Claimant was assaulted by two other inmates while he was incarcerated at the
Orleans Correctional Facility. In his claim, he alleges that he warned
Defendant prior to the incident that he was likely to be assaulted and that
Defendant negligently failed to prevent the assault. Defendant moved to dismiss
the claim (M-62271) on the basis that it was untimely, a defense that it
preserved with particularity in its timely filed answer (
Court of Claims Act §11[c]; 22 NYCRR 206.7[a];
Defendant's Fourth Affirmative Defense).
A claim sounding in negligence must be served on the Attorney General and filed
with the Clerk of the Court within 90 days after its accrual, unless the
Claimant serves a notice of intention to file a claim within 90 days after the
claim accrued, in which case the Claimant has two years following accrual to
serve and file a claim (Court of Claims Act §10).
In this case, the claim alleged that the assault took place on "January 22,
1999, Friday late evening" -- 91 days before the Attorney General received
service of the claim on April 23, 1999 and 111 days before Claimant filed his
claim with the Clerk of the Court on May 13, 1999. However, Claimant now
asserts that the claim accrued on January 23, not January 22, and that he
included both a notice of intention and a claim in the certified mail package
that the Attorney General received on April 23. If claimant's assertions are
correct, then the timely served notice of intention would have extended the time
for him to serve and file his claim and this claim would be timely.
In support of his contentions, Claimant provided me with (1) an incident report
which stated that the date and time of the incident was "1-23-99;" (2) a notice
of intention and an affidavit of service dated April 19, 1999, which stated that
he served his "Notice of Intention to File A Claim and together Claim" on the
Attorney General by certified mail, return receipt requested, on April 19, 1999;
and (3) a copy of the first page of his notice of intention which bore a stamp
that showed that the Clerk's Office received his notice of intention on April
23, 1999 and returned it on May 4, 1999.
On October 30, 2000, I held an evidentiary hearing to resolve the factual
issues Claimant raised. Following the evidentiary hearing, I reserved on
Defendant's motion and the parties proceeded to trial.
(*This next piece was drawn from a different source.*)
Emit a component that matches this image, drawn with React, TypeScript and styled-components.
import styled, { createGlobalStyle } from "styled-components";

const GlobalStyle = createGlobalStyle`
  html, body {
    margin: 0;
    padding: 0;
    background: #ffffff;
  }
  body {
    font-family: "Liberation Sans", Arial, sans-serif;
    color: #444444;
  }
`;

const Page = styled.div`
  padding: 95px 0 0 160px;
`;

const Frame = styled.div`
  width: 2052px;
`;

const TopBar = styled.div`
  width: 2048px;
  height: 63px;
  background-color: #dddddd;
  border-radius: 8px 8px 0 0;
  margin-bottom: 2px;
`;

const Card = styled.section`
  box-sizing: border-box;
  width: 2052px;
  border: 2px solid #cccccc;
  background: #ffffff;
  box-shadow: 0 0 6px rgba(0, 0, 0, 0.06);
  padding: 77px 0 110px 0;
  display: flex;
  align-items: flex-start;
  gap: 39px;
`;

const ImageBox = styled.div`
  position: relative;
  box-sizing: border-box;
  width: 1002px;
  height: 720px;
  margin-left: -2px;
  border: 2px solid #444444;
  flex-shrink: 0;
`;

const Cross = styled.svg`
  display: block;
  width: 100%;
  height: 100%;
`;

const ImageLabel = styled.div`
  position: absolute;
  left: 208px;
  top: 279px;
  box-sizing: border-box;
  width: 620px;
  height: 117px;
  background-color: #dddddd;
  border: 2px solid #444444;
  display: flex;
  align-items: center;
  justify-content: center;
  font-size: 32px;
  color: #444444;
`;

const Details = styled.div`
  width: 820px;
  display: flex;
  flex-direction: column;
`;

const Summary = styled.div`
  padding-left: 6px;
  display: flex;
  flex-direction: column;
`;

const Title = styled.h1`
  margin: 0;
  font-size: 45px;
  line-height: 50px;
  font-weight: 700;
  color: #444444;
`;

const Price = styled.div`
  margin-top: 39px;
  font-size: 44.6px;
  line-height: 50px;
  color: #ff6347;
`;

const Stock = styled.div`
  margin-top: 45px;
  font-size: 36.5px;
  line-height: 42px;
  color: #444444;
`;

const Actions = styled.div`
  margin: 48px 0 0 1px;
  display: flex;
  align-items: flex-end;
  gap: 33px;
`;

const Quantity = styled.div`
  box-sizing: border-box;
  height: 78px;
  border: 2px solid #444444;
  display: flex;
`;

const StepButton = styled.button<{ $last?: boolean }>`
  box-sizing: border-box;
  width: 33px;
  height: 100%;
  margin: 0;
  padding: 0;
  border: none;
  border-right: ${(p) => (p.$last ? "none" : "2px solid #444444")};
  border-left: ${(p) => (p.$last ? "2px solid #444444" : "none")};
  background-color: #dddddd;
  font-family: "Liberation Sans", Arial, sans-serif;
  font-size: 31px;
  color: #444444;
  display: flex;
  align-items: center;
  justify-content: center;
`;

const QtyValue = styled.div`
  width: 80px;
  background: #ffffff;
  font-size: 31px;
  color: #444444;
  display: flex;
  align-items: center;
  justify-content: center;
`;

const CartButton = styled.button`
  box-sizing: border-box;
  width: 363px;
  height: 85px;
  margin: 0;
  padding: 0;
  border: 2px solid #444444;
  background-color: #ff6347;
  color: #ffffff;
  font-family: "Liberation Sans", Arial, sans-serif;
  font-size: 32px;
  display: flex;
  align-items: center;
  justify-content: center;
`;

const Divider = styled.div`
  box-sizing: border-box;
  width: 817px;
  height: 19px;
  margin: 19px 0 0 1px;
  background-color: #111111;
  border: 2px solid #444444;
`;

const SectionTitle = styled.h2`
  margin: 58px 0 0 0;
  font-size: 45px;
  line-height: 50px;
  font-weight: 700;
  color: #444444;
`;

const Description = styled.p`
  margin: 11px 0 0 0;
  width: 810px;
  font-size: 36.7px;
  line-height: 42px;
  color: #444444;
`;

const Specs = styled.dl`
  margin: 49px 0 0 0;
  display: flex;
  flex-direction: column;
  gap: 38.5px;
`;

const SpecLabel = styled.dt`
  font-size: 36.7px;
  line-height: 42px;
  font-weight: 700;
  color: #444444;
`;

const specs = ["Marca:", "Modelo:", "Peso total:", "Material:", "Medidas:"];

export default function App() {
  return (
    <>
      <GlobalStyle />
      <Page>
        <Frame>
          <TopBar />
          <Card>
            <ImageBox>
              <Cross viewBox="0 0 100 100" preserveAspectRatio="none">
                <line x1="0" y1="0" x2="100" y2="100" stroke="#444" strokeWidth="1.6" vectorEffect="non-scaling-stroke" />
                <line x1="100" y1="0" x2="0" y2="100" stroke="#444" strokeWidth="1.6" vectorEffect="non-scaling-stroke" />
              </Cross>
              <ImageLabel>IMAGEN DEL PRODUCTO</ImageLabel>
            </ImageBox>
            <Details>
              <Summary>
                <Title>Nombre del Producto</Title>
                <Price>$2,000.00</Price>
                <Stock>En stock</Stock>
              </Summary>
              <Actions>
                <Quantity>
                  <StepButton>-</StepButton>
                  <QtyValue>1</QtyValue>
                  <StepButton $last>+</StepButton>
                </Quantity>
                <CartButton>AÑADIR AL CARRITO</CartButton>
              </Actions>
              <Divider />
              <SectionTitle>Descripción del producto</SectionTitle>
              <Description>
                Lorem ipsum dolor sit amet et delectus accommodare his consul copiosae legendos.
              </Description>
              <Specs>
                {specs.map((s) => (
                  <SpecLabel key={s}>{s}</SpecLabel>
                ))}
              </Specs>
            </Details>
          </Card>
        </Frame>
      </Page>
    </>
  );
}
In the evidentiary hearing, Carol McKay, Senior Clerk in the Albany office of
the Attorney General, testified that the Attorney General received the claim,
but not the notice of intention, by certified mail, return receipt requested, on
April 23, 1999. She also testified that she reviewed the Claims Bureau's master
files and computer database and found no indication that the Attorney General
had ever received a notice of intention from Claimant.
Correction Officers Gallivan and Bulls of the Orleans Correctional Facility
(Orleans) testified that Claimant approached them on January 22, 1999 at
approximately 11:45 p.m. and told them that he had been assaulted in the rest
room. The January 22 date is also corroborated by a letter introduced at trial,
dated January 23, 1999 (Trial Exhibit A), which Claimant acknowledged writing
after the incident. Much like the claim itself, the letter stated that the
attack occurred on January 22, 1999 at about 11:15 to 11:30 p.m.
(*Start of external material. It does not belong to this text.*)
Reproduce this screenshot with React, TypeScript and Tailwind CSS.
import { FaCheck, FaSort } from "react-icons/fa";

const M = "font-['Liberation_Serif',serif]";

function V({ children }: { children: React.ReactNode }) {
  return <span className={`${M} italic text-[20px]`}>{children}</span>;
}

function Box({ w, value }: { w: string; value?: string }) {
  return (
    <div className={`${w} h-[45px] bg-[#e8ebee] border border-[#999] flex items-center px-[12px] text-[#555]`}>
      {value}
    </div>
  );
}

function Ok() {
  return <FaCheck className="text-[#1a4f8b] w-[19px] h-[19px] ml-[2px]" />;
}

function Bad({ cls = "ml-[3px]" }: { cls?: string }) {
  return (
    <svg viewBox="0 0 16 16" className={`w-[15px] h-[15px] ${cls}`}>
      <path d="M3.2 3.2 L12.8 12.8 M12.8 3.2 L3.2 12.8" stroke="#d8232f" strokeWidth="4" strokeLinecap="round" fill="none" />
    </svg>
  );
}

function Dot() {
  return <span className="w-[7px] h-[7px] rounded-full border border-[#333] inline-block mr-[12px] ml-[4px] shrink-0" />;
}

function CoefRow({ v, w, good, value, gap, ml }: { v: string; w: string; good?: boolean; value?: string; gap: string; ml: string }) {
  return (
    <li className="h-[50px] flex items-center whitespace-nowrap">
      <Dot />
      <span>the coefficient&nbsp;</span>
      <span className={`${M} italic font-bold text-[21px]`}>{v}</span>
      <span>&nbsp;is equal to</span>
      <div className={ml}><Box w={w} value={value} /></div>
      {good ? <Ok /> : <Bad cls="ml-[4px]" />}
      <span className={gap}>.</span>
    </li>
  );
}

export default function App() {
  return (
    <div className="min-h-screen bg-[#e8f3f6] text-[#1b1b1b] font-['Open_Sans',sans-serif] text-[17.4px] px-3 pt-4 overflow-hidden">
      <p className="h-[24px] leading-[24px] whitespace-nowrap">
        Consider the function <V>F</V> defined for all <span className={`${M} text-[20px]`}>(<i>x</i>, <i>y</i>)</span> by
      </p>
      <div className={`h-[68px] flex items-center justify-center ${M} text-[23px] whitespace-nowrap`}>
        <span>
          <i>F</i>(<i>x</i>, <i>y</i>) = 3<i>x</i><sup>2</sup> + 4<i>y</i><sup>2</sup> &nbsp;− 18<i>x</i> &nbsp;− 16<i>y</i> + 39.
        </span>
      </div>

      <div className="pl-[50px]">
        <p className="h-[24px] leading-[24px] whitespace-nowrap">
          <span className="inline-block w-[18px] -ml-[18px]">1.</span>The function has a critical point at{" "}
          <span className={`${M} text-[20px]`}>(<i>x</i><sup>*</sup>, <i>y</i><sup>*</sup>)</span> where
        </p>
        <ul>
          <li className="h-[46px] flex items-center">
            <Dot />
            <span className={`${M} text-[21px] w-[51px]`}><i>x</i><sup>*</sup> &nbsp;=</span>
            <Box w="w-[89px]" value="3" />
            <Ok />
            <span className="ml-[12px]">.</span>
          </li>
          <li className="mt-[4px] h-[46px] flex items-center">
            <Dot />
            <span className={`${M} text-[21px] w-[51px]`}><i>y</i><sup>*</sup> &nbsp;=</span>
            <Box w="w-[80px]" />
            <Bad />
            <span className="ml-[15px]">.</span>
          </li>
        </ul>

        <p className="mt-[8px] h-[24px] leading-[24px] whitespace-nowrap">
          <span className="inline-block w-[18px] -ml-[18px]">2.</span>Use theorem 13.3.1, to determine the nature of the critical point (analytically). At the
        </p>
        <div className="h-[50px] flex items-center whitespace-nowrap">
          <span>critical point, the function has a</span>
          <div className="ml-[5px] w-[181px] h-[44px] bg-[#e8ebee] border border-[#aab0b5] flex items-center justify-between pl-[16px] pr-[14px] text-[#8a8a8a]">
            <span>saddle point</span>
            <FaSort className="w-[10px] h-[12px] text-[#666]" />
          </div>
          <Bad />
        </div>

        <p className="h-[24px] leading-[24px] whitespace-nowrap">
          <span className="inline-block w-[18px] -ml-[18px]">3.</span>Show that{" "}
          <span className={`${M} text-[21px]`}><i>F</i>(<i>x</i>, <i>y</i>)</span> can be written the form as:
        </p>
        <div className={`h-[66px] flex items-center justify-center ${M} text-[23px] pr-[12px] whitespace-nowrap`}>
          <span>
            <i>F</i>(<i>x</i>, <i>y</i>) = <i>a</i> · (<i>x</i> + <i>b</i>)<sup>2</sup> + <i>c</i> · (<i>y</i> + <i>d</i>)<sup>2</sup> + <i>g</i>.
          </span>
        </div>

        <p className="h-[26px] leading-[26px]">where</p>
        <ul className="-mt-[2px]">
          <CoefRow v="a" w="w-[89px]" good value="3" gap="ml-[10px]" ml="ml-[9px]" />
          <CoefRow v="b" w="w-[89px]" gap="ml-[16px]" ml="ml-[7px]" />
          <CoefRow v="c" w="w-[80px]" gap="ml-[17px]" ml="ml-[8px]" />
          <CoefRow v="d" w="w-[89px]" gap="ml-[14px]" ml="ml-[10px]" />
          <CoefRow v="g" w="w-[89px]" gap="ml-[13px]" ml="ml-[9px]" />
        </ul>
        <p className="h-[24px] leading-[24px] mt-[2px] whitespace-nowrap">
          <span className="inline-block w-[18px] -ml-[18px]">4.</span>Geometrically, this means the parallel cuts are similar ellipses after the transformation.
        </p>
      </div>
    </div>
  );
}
I find that this attack occurred and that the claim accrued on January 22,
1999. Claimant had 90 days, or until April 22, 1999, to serve and file his
claim or to serve his notice of intention. Since neither document was served
until April 23, 1999, the claim was untimely and must be dismissed.
Even if the claim had been timely filed and served, however, I would
nevertheless dismiss it because I am not persuaded that Defendant breached a
duty of care.
Claimant recalled telling one person, Correction Officer McQueen, that he "had
a problem" with one of the inmates who later assaulted him. However, Correction
Officer Donald McQueen, whom I found to be credible, testified that Claimant
never told him before the incident that he was concerned about being assaulted
or about the two men who later attacked him. Nor did he remember taking any of
the steps that would have been required under the "early warning system" at
Orleans if Claimant had come to him and asked him for protection.
The State must provide inmates reasonable protection against foreseeable risks
of attack, but is not an insurer of their safety (
Blake v State of New York
, 259 AD2d 878; Colon v State of New
, 209 AD2d 842; Schittino v State of New York
, 262 AD2d 824). It
cannot be held liable where, as in this case, the credible evidence failed to
establish that Defendant had prior knowledge that Claimant was at risk to be
attacked or that Claimant's assailants were particularly inclined to commit an
assault (see, Sebastiano v State of New York
, 112 AD2d 562;
Littlejohn v State of New York
, 218 AD2d 833).
The State's motion to dismiss made returnable at the time of trial is now
granted. The Chief Clerk of the Court is directed to enter judgment dismissing
All other motions not heretofore ruled upon are hereby denied.
LET JUDGMENT BE ENTERED ACCORDINGLY.